Impressive, Most Impressive

Impressive, Most Impressive

By Hadley Atwood


One of the best things an author can do when querying to a literary agent is to let their work speak for itself. Now, writing to literary agents is a daunting process. You’ve poured your soul into your work and are searching for someone to see the same promise and potential in it that you do. Why would a literary agent take you on if you didn’t have faith in your own work?


So, it’s only natural to want to include in your query positive statements about your submission.


The mistake is made when you let those statements overrun your submissions, such as sharing the glowing opinions of others who have read your work for you, being overly confidant that there is nothing in the world out there like your novel or what a great movie it would make. It may send up red flags that you could be challenging to work with or struggle with constructive criticism. Those aren’t the things that will make a literary agent want to represent you.
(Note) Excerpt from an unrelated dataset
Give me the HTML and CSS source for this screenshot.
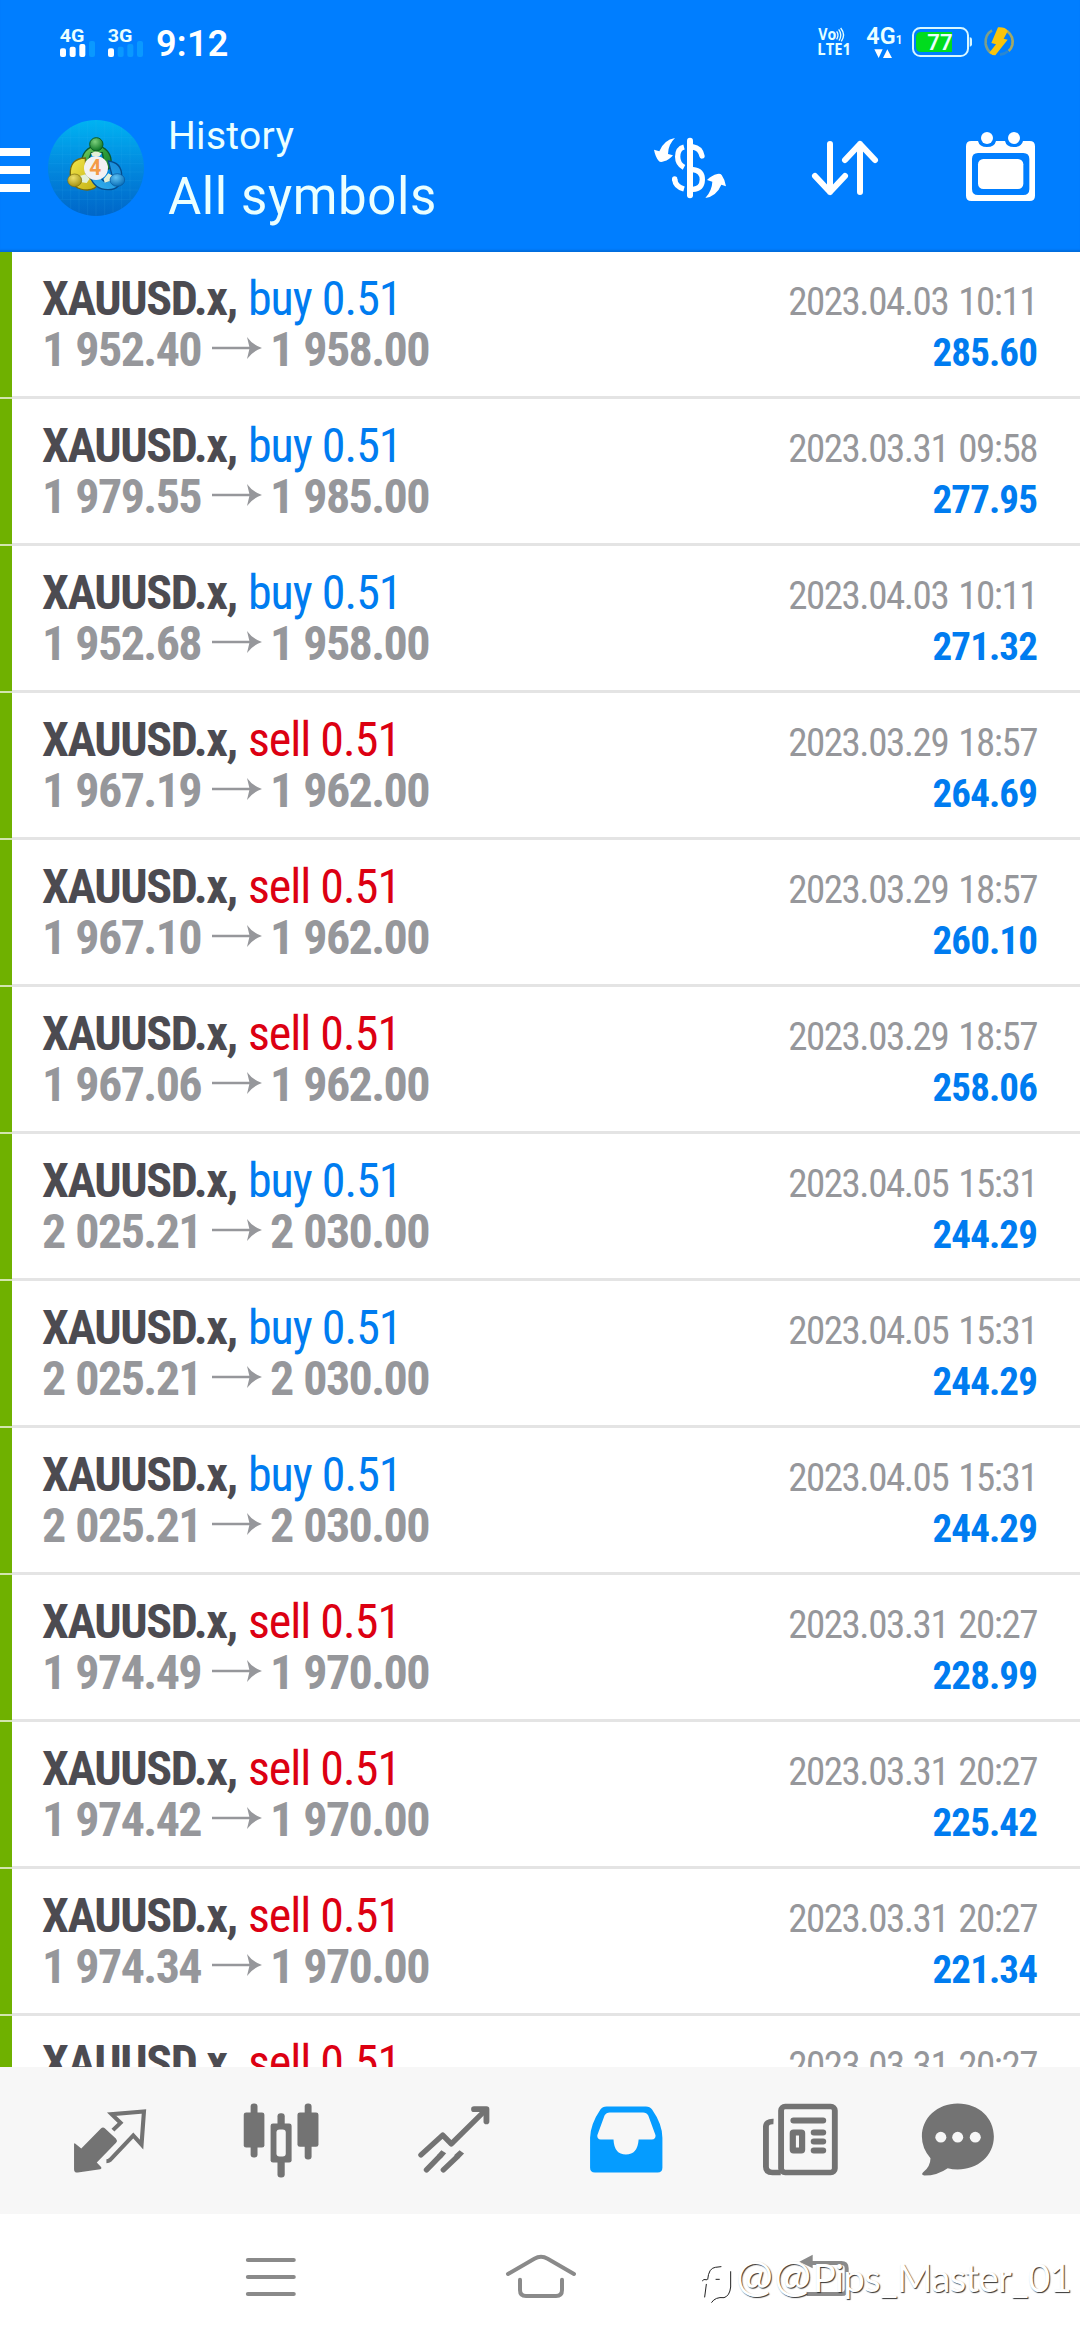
FILE: index.html
```html
<!DOCTYPE html>
<html lang="en">
<head>
<meta charset="utf-8">
<title>History</title>
<link rel="stylesheet" href="styles.css">
</head>
<body>
<svg class="defs" width="0" height="0" aria-hidden="true">
  <symbol id="to" viewBox="0 0 150 66"><path d="M0 29H112L105 0Q122 24 150 33Q122 42 105 66L112 37H0Z"/></symbol>
</svg>
<div class="screen">
  <header class="header">
    <div class="status">
      <svg width="36" height="36" viewBox="180 72 108 108"><text class="net" x="179" y="125" textLength="74" lengthAdjust="spacingAndGlyphs">4G</text><g fill="#fff"><rect x="180" y="145" width="18" height="26" rx="6"/><rect x="209" y="140" width="18" height="31" rx="6"/><rect x="238" y="132" width="18" height="39" rx="6"/></g><rect x="267" y="123" width="18" height="48" rx="6" fill="#0a99ff"/></svg>
      <svg width="36" height="36" viewBox="324 72 108 108"><text class="net" x="323" y="125" textLength="74" lengthAdjust="spacingAndGlyphs">3G</text><rect x="324" y="145" width="18" height="26" rx="6" fill="#fff"/><g fill="#0a99ff"><rect x="353" y="140" width="18" height="31" rx="6"/><rect x="382" y="132" width="18" height="39" rx="6"/><rect x="411" y="123" width="18" height="48" rx="6"/></g></svg>
      <span class="clock">9:12</span>
      <div class="status-right">
        <svg width="36" height="36" viewBox="648 72 108 108"><text class="lte" x="655" y="121" textLength="54" lengthAdjust="spacingAndGlyphs">Vo</text><path d="M710 94Q718 105 710 118M716 88Q728 104 717 122M722 84Q738 104 724 124" fill="none" stroke="#e4ffff" stroke-width="4"/><text class="lte" x="652" y="165" textLength="101" lengthAdjust="spacingAndGlyphs">LTE1</text></svg>
        <svg width="38" height="36" viewBox="792 72 114 108"><text class="g4" x="799" y="132" textLength="88" lengthAdjust="spacingAndGlyphs">4G</text><text class="g1" x="887" y="132">1</text><path d="M823 148H848L836 174ZM849 174L862 148L876 174Z" fill="#fff"/></svg>
        <svg width="62" height="36" viewBox="933 72 186 108"><rect x="939" y="84" width="165" height="84" rx="22" fill="none" stroke="#d9f7ff" stroke-width="6"/><path d="M1056 96V156H964Q948 156 948 140V112Q948 96 964 96Z" fill="#00dc1e"/><path d="M1109 112Q1116 112 1116 118V133Q1116 140 1109 140Z" fill="#d9f7ff"/><text class="bat" x="982" y="149" textLength="76" lengthAdjust="spacingAndGlyphs">77</text></svg>
        <svg width="34" height="36" viewBox="1146 72 102 108"><g fill="none" stroke-width="8"><path d="M1176 91Q1154 104 1157 132Q1160 150 1174 160" stroke="#7d9f88"/><path d="M1222 94Q1242 110 1237 135Q1234 146 1226 153" stroke="#a2a966"/><path d="M1224 154Q1212 164 1200 163" stroke="#2b87cf"/></g><path d="M1194 82Q1214 80 1224 92L1211 116L1223 119L1186 166Q1175 166 1168 158L1188 133L1174 129Z" fill="#f8c40c"/></svg>
      </div>
    </div>
    <div class="toolbar">
      <svg class="burger" width="30" height="44" viewBox="0 0 30 44"><path d="M0 0H30V8H0ZM0 18H30V26H0ZM0 36H30V44H0Z" fill="#fff"/></svg>
      <svg class="logo" width="96" height="96" viewBox="24 30 288 288">
        <defs>
          <linearGradient id="disc" x1="0" y1="0" x2="0" y2="1"><stop offset="0" stop-color="#00b3f2"/><stop offset=".5" stop-color="#0288de"/><stop offset="1" stop-color="#0066c8"/></linearGradient>
          <linearGradient id="gr" x1="0" y1="0" x2="1" y2="1"><stop offset="0" stop-color="#8fdc6a"/><stop offset=".5" stop-color="#2f9e3c"/><stop offset="1" stop-color="#14802c"/></linearGradient>
          <linearGradient id="ye" x1="0" y1="0" x2="1" y2="1"><stop offset="0" stop-color="#f3e64c"/><stop offset="1" stop-color="#c1ae10"/></linearGradient>
          <linearGradient id="bl" x1="1" y1="0" x2="0" y2="1"><stop offset="0" stop-color="#1489d8"/><stop offset="1" stop-color="#35b0ee"/></linearGradient>
          <radialGradient id="gh" cx=".4" cy=".3" r=".7"><stop offset="0" stop-color="#7cd07c"/><stop offset="1" stop-color="#0d7625"/></radialGradient>
          <radialGradient id="yh" cx=".4" cy=".3" r=".7"><stop offset="0" stop-color="#eee06a"/><stop offset="1" stop-color="#a59312"/></radialGradient>
          <radialGradient id="bh" cx=".4" cy=".3" r=".7"><stop offset="0" stop-color="#5fc2f4"/><stop offset="1" stop-color="#0b6fb8"/></radialGradient>
        </defs>
        <circle cx="168" cy="174" r="144" fill="url(#disc)"/>
        <path d="M67 82V268M92 52V296M117 42V308M143 34V316M168 30V318M194 34V316M219 42V308M245 52V296M270 82V268M60 82H276M42 108H294M32 134H304M26 160H310M26 186H310M32 212H304M42 240H294M60 268H276" stroke="#48bbf5" stroke-opacity=".18" stroke-width="2"/>
        <path d="M126 162A44 47 0 1 1 213 162Q212 180 196 178L187 128H154L142 160Z" fill="url(#gr)" stroke="#0d5a2c" stroke-width="4"/>
        <path d="M136 144Q88 145 91 195Q96 240 142 240Q168 239 176 220L138 198Z" fill="url(#ye)" stroke="#75690e" stroke-width="4"/>
        <path d="M205 153Q246 158 245 199Q242 240 203 239Q165 239 151 202L184 205Q198 227 217 200Z" fill="url(#bl)" stroke="#064c8b" stroke-width="4"/>
        <path d="M153 130L168 123L185 130L179 138H157ZM119 198L137 193L149 206L140 219L125 217ZM191 207L205 190L220 199L210 213L194 218Z" fill="#e3f0d8"/>
        <circle cx="169" cy="103" r="20" fill="url(#gh)" stroke="#0c5c24" stroke-width="3"/>
        <ellipse cx="104" cy="211" rx="21" ry="19" fill="url(#yh)" stroke="#7c6d10" stroke-width="2"/>
        <ellipse cx="232" cy="210" rx="22" ry="19" fill="url(#bh)" stroke="#07559a" stroke-width="2"/>
        <circle cx="168" cy="174" r="36" fill="#f2f1f3"/>
        <text class="four" x="148" y="196" textLength="36" lengthAdjust="spacingAndGlyphs">4</text>
      </svg>
      <div class="titles"><div class="sub">History</div><div class="main">All symbols</div></div>
      <div class="actions">
        <svg width="90" height="90" viewBox="135 369 270 270"><g fill="none" stroke="#fff" stroke-width="16" stroke-linecap="round"><path d="M270 422V586" stroke-width="18"/><path d="M252 441Q233 446 233 470Q233 492 252 502M224 538Q226 560 252 567" stroke-linecap="butt"/><path d="M279 441Q301 444 306 468M279 509Q307 512 307 539Q306 567 279 568"/><path d="M224 538L224 537"/></g><path d="M225 414Q191 420 178 454L162 449Q166 471 177 484Q182 488 192 484Q208 480 219 466L204 462Q204 434 225 414ZM316 594Q350 588 364 554L378 559Q376 541 365 525Q361 520 352 522Q335 526 321 540L337 545Q336 572 316 594Z" fill="#fff"/></svg>
        <svg width="90" height="90" viewBox="603 369 270 270"><path d="M693 432V576M648 528L693 576L738 528M783 576V432M738 480L783 432L828 480" fill="none" stroke="#fff" stroke-width="18" stroke-linecap="round" stroke-linejoin="round"/></svg>
        <svg width="90" height="90" viewBox="1065 369 270 270"><path fill-rule="evenodd" d="M1114 423H1134Q1138 441 1161 441Q1184 441 1188 423H1215Q1219 441 1242 441Q1265 441 1269 423H1289Q1305 423 1305 439V587Q1305 603 1289 603H1114Q1098 603 1098 587V439Q1098 423 1114 423ZM1134 459Q1116 459 1116 477V567Q1116 585 1134 585H1270Q1288 585 1288 567V477Q1288 459 1270 459Z" fill="#fff"/><rect x="1134" y="477" width="136" height="90" rx="16" fill="#fff"/><circle cx="1161" cy="414" r="18" fill="#fff"/><circle cx="1242" cy="414" r="18" fill="#fff"/></svg>
      </div>
    </div>
  </header>

  <main class="list">
    <article class="deal"><div class="line"><span><b class="symbol">XAUUSD.x,</b> <span class="buy">buy 0.51</span></span><time>2023.04.03 10:11</time></div><div class="line"><span class="prices">1 952.40<svg class="to"><use href="#to"/></svg>1 958.00</span><b class="profit">285.60</b></div></article>
    <article class="deal"><div class="line"><span><b class="symbol">XAUUSD.x,</b> <span class="buy">buy 0.51</span></span><time>2023.03.31 09:58</time></div><div class="line"><span class="prices">1 979.55<svg class="to"><use href="#to"/></svg>1 985.00</span><b class="profit">277.95</b></div></article>
    <article class="deal"><div class="line"><span><b class="symbol">XAUUSD.x,</b> <span class="buy">buy 0.51</span></span><time>2023.04.03 10:11</time></div><div class="line"><span class="prices">1 952.68<svg class="to"><use href="#to"/></svg>1 958.00</span><b class="profit">271.32</b></div></article>
    <article class="deal"><div class="line"><span><b class="symbol">XAUUSD.x,</b> <span class="sell">sell 0.51</span></span><time>2023.03.29 18:57</time></div><div class="line"><span class="prices">1 967.19<svg class="to"><use href="#to"/></svg>1 962.00</span><b class="profit">264.69</b></div></article>
    <article class="deal"><div class="line"><span><b class="symbol">XAUUSD.x,</b> <span class="sell">sell 0.51</span></span><time>2023.03.29 18:57</time></div><div class="line"><span class="prices">1 967.10<svg class="to"><use href="#to"/></svg>1 962.00</span><b class="profit">260.10</b></div></article>
    <article class="deal"><div class="line"><span><b class="symbol">XAUUSD.x,</b> <span class="sell">sell 0.51</span></span><time>2023.03.29 18:57</time></div><div class="line"><span class="prices">1 967.06<svg class="to"><use href="#to"/></svg>1 962.00</span><b class="profit">258.06</b></div></article>
    <article class="deal"><div class="line"><span><b class="symbol">XAUUSD.x,</b> <span class="buy">buy 0.51</span></span><time>2023.04.05 15:31</time></div><div class="line"><span class="prices">2 025.21<svg class="to"><use href="#to"/></svg>2 030.00</span><b class="profit">244.29</b></div></article>
    <article class="deal"><div class="line"><span><b class="symbol">XAUUSD.x,</b> <span class="buy">buy 0.51</span></span><time>2023.04.05 15:31</time></div><div class="line"><span class="prices">2 025.21<svg class="to"><use href="#to"/></svg>2 030.00</span><b class="profit">244.29</b></div></article>
    <article class="deal"><div class="line"><span><b class="symbol">XAUUSD.x,</b> <span class="buy">buy 0.51</span></span><time>2023.04.05 15:31</time></div><div class="line"><span class="prices">2 025.21<svg class="to"><use href="#to"/></svg>2 030.00</span><b class="profit">244.29</b></div></article>
    <article class="deal"><div class="line"><span><b class="symbol">XAUUSD.x,</b> <span class="sell">sell 0.51</span></span><time>2023.03.31 20:27</time></div><div class="line"><span class="prices">1 974.49<svg class="to"><use href="#to"/></svg>1 970.00</span><b class="profit">228.99</b></div></article>
    <article class="deal"><div class="line"><span><b class="symbol">XAUUSD.x,</b> <span class="sell">sell 0.51</span></span><time>2023.03.31 20:27</time></div><div class="line"><span class="prices">1 974.42<svg class="to"><use href="#to"/></svg>1 970.00</span><b class="profit">225.42</b></div></article>
    <article class="deal"><div class="line"><span><b class="symbol">XAUUSD.x,</b> <span class="sell">sell 0.51</span></span><time>2023.03.31 20:27</time></div><div class="line"><span class="prices">1 974.34<svg class="to"><use href="#to"/></svg>1 970.00</span><b class="profit">221.34</b></div></article>
    <article class="deal"><div class="line"><span><b class="symbol">XAUUSD.x,</b> <span class="sell">sell 0.51</span></span><time>2023.03.31 20:27</time></div></article>
  </main>

  <nav class="tabs">
    <svg preserveAspectRatio="none" viewBox="159.7 256.5 319.4 330"><path d="M215 430Q216 427 219 430L236 444L293 384Q299 378 305 384L337 415Q342 421 337 427L281 486L294 500Q296 504 291 506L226 516Q215 517 215 506Z" fill="#737373"/><path d="M328 389L350 367L324 341L418 333L411 432L387 405L320 478Q315 482 309 482" fill="none" stroke="#737373" stroke-width="12"/></svg>
    <svg preserveAspectRatio="none" viewBox="660.4 256.5 319.4 330"><g fill="#737373"><rect x="729" y="309" width="20" height="162" rx="9"/><rect x="709" y="336" width="60" height="105" rx="7"/><rect x="886" y="309" width="20" height="168" rx="9"/><rect x="865" y="336" width="61" height="103" rx="7"/><rect x="807" y="338" width="21" height="60" rx="9"/><rect x="807" y="460" width="21" height="71" rx="9"/><rect x="787" y="369" width="61" height="117" rx="7"/></g><rect x="804" y="387" width="27" height="81" rx="9" fill="#f7f7f7"/></svg>
    <svg preserveAspectRatio="none" viewBox="1161 256.5 319.4 330"><g fill="none" stroke="#737373" stroke-width="16" stroke-linecap="round" stroke-linejoin="round"><path d="M1222 463L1285 404L1310 430L1408 330"/><path d="M1376 326H1412V363" stroke-width="17"/><path d="M1238 508L1274 470M1287 508L1326 470"/></g><path d="M1268 464L1281 449L1295 458L1282 474ZM1318 464L1334 449L1347 459L1333 474Z" fill="#737373"/></svg>
    <svg preserveAspectRatio="none" viewBox="93.5 256.5 319.4 330"><path fill-rule="evenodd" d="M194 318H308Q320 318 326 327Q356 371 356 412V502Q356 516 342 516H160Q146 516 146 502V412Q147 371 176 327Q182 318 194 318ZM203 336Q193 336 188 345L167 404Q166 416 177 417H214Q216 462 250 462Q284 462 287 417H325Q337 416 336 404L315 345Q310 336 300 336Z" fill="#059cff"/></svg>
    <svg preserveAspectRatio="none" viewBox="594.2 256.5 319.4 330"><g fill="none" stroke="#737373"><rect x="699" y="318" width="156" height="198" rx="12" stroke-width="17"/><path d="M677 363Q655 362 655 379V499Q655 516 674 516H698" stroke-width="17"/><path d="M735 360H821M794 396H821M794 423H821M794 450H821" stroke-width="18" stroke-linecap="round"/><rect x="733" y="396" width="27" height="54" rx="2" stroke-width="18"/></g></svg>
    <svg preserveAspectRatio="none" viewBox="1094.8 256.5 319.4 330"><path d="M1213 309C1276 309 1318 354 1318 408C1318 466 1271 507 1213 507Q1197 507 1184 503Q1154 525 1116 525Q1106 523 1112 516Q1134 498 1134 473Q1109 444 1109 408C1109 352 1154 309 1213 309Z" fill="#737373"/><g fill="#f7f7f7"><circle cx="1164" cy="410" r="16"/><circle cx="1213" cy="410" r="16"/><circle cx="1264" cy="410" r="16"/></g></svg>
  </nav>

  <footer class="sysnav">
    <svg preserveAspectRatio="none" viewBox="699.9 768 174.2 180"><path d="M720 780H853M720 831H853M720 882H853" stroke="#8a8a8a" stroke-width="12" stroke-linecap="round"/></svg>
    <svg viewBox="93 48 180 180"><path d="M84 102L163 56Q183 45 203 56L282 102M120 119V150Q120 168 138 168H228Q246 168 246 150V119" fill="none" stroke="#8a8a8a" stroke-width="12" stroke-linecap="round"/></svg>
    <svg viewBox="303 33 180 180"><path d="M358 50L398 29V70Z" fill="#8a8a8a"/><path d="M390 54H484Q500 54 500 70V131Q500 147 484 147H380" fill="none" stroke="#8a8a8a" stroke-width="12"/></svg>
    <div class="watermark">
      <svg width="36" height="44" viewBox="48 48 108 132"><g fill="none" stroke-linecap="round"><path d="M54 152Q70 158 74 134L78 104H67M80 104Q84 67 110 67Q148 66 150 85V123Q148 158 125 159Q103 159 96 172M107 104H118" stroke="#fff" stroke-width="11"/><path d="M74 156L79 118M67 107Q70 101 80 104M83 103Q86 69 106 67L123 65M152 80V126Q149 153 132 158Q106 155 95 172M108 103H118" stroke="#222" stroke-width="3"/></g></svg>
      <span class="mark"><span class="at">@@</span>Pips_Master_01</span>
    </div>
  </footer>
</div>
</body>
</html>
```
FILE: styles.css
```css
* { box-sizing: border-box; }
body { margin: 0; background: #fff; font-family: Roboto, "Noto Sans", sans-serif; }
svg { display: block; flex: none; overflow: visible; }
.defs { position: absolute; }
.screen { width: 1080px; height: 2340px; display: flex; flex-direction: column; overflow: hidden; }

.header { flex: none; height: 252px; background: #007eff; box-shadow: inset 0 -3px 2px -1px #006ddd; color: #fff; }
.status { height: 84px; padding: 24px 64px 0 60px; display: flex; align-items: flex-start; gap: 12px; }
.clock { font-size: 36px; font-weight: 600; line-height: 42px; margin-top: -1px; letter-spacing: .3px; }
.status-right { margin-left: auto; display: flex; gap: 9px; }
.status-right svg:first-child { margin-right: 3px; }
.net { font: 700 56px Roboto, sans-serif; fill: #eaffff; }
.lte { font: 700 46px "Open Sans", sans-serif; fill: #e4ffff; }
.g4 { font: 600 74px Roboto, sans-serif; fill: #eaffff; }
.g1 { font: 600 36px Roboto, sans-serif; fill: #eaffff; }
.bat { font: 600 66px Roboto, sans-serif; fill: #eaffff; }
.four { font: 700 66px Roboto, sans-serif; fill: #f49a45; }

.toolbar { height: 168px; padding-right: 35px; display: flex; align-items: center; }
.burger { margin: 4px 18px 0 0; }
.titles { margin: 0 0 0 24px; padding-top: 2px; color: #eaffff; font-weight: 400; }
.sub { font-size: 39px; line-height: 50px; letter-spacing: .3px; margin-bottom: 5px; }
.main { font-size: 51px; line-height: 62px; letter-spacing: .6px; }
.actions { margin-left: auto; display: flex; gap: 65px; }

.list { flex: none; height: 1815px; overflow: hidden; font-family: "Roboto Condensed", Roboto, sans-serif; }
.deal { height: 147px; padding: 21px 42px 0 30px; border-left: 12px solid #6fb100; border-image: linear-gradient(#6fb100 0 144px, #d3e5ae 144px) 1; border-width: 0 0 0 12px; box-shadow: inset 0 -3px #e4e4e4; }
.line { height: 51px; line-height: 51px; font-size: 48px; display: flex; justify-content: space-between; align-items: baseline; white-space: nowrap; }
.symbol { color: #4c4b51; font-weight: 700; letter-spacing: -1.4px; }
.buy, .sell { color: #007cf0; letter-spacing: -1px; }
.sell { color: #dc0012; }
.prices { color: #96979b; font-weight: 700; letter-spacing: -1.6px; word-spacing: 1.2px; display: flex; align-items: baseline; }
.to { width: 50px; height: 22px; margin: 0 8px 0 11px; fill: #96979b; transform: translateY(-7px); }
time { color: #96979b; font-size: 39px; letter-spacing: -1.45px; word-spacing: 2.4px; margin-right: 1px; }
.profit { color: #007cf0; font-size: 39px; font-weight: 700; letter-spacing: -.9px; margin-right: 1px; }

.tabs { flex: none; height: 147px; padding: 0 53px 0 55px; background: #f7f7f7; display: flex; align-items: center; justify-content: space-between; }
.tabs svg { width: 110px; height: 110px; }
.sysnav { position: relative; flex: 1; padding: 18px 239px 0 241px; display: flex; align-items: center; justify-content: space-between; }
.sysnav > svg { width: 60px; height: 60px; }
.watermark { position: absolute; left: 696px; top: 47px; display: flex; gap: 4px; }
.mark { margin-top: -8px; font: 400 38.5px/46px Lato, sans-serif; letter-spacing: -.8px; color: #fff; text-shadow: 1px 1px 1px #333; white-space: nowrap; }
.at { font-size: 44px; letter-spacing: 1.5px; line-height: 1; }
```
What they do need is to care about your protagonist and therefore what happens to them. At the end of your query and sample pages, they don’t want to be able to get the story out of their head. That’s where your confidence should lie, not with faint praise or your ego, but with your novel. Tell them a story an agent can’t forget, give them characters who challenge and inspire them. Show them something they haven’t seen before, don’t just tell them about it.


Agents receive so many submissions, you must stand out. From the start of your query to the synopsis to the sample pages, the agent should be engaged with your story. They should not be sidetracked with extraneous statements that really don’t provide useful information. If you have to rely on these statements to sell your story, you may want to take a second look at your submission. Find the weak spots and allow yourself the time to really work on them.


Read examples of query letters and synopses from those that have landed a successful deal with an agent and even a book contract. There are plenty of strong examples online as well as in writing books. Don’t sell your story short, give it its best chance to succeed. The agent wants to like your novel. The way it will sell is by not needing to use filler to pad your query and keeping the focus on the novel and it being strong enough to carry the burden of convincing the agent of the quality of your submission.